THE EXERCISE>
Every line that contains "React" counts once; give the total number of such lines, with no other words.
################
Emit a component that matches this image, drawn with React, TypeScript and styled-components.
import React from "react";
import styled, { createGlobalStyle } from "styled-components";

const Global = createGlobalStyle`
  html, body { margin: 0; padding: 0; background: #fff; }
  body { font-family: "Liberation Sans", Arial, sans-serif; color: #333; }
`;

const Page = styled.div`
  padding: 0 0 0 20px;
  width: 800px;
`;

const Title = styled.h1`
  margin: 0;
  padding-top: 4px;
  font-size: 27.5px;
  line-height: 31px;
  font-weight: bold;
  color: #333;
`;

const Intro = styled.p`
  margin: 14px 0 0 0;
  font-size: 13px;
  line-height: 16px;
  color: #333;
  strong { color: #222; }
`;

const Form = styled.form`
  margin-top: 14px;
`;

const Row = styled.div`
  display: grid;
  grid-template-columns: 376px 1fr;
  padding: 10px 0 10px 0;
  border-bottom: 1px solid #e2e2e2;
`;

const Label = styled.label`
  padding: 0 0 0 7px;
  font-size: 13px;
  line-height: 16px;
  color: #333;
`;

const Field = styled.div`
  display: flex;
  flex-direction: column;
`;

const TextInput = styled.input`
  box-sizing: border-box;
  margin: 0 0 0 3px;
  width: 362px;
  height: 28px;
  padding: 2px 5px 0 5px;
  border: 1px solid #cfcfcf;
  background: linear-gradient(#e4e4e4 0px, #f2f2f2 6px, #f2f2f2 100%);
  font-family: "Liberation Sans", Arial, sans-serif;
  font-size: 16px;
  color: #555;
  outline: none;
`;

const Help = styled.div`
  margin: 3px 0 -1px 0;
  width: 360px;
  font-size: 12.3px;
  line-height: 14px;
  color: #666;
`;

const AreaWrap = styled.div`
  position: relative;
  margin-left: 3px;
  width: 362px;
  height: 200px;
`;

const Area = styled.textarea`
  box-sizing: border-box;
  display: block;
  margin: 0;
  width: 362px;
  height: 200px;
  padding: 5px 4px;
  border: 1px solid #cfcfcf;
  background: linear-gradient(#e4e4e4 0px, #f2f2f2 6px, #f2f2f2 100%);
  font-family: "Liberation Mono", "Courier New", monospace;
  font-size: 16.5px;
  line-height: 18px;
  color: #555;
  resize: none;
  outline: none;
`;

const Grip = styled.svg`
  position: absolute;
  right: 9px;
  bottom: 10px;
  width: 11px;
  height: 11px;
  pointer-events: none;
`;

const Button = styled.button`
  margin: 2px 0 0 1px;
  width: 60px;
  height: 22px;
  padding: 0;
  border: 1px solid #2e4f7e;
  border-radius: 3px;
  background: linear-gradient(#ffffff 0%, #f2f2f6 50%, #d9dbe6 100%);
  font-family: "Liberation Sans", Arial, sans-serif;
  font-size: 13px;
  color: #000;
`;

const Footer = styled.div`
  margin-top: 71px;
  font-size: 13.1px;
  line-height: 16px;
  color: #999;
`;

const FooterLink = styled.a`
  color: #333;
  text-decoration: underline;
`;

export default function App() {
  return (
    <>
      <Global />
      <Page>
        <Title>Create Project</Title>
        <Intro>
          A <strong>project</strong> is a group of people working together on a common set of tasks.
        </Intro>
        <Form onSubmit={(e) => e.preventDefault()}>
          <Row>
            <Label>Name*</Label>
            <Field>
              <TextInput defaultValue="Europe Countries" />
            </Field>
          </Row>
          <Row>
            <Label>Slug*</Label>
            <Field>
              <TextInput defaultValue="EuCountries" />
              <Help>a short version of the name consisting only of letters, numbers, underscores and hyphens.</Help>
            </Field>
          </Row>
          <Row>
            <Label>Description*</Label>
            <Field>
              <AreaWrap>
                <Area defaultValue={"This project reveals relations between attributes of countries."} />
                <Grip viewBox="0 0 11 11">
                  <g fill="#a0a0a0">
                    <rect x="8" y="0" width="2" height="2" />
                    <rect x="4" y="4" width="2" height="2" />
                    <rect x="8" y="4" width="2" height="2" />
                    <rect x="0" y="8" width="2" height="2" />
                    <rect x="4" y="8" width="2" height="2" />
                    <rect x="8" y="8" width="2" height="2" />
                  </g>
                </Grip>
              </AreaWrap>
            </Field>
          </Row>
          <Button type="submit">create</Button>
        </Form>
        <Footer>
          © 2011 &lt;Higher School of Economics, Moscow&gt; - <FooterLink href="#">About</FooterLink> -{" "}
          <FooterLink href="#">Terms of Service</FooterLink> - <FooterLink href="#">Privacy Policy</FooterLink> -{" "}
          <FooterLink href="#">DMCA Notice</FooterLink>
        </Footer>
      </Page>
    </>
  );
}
################
FULL OUTPUT>
2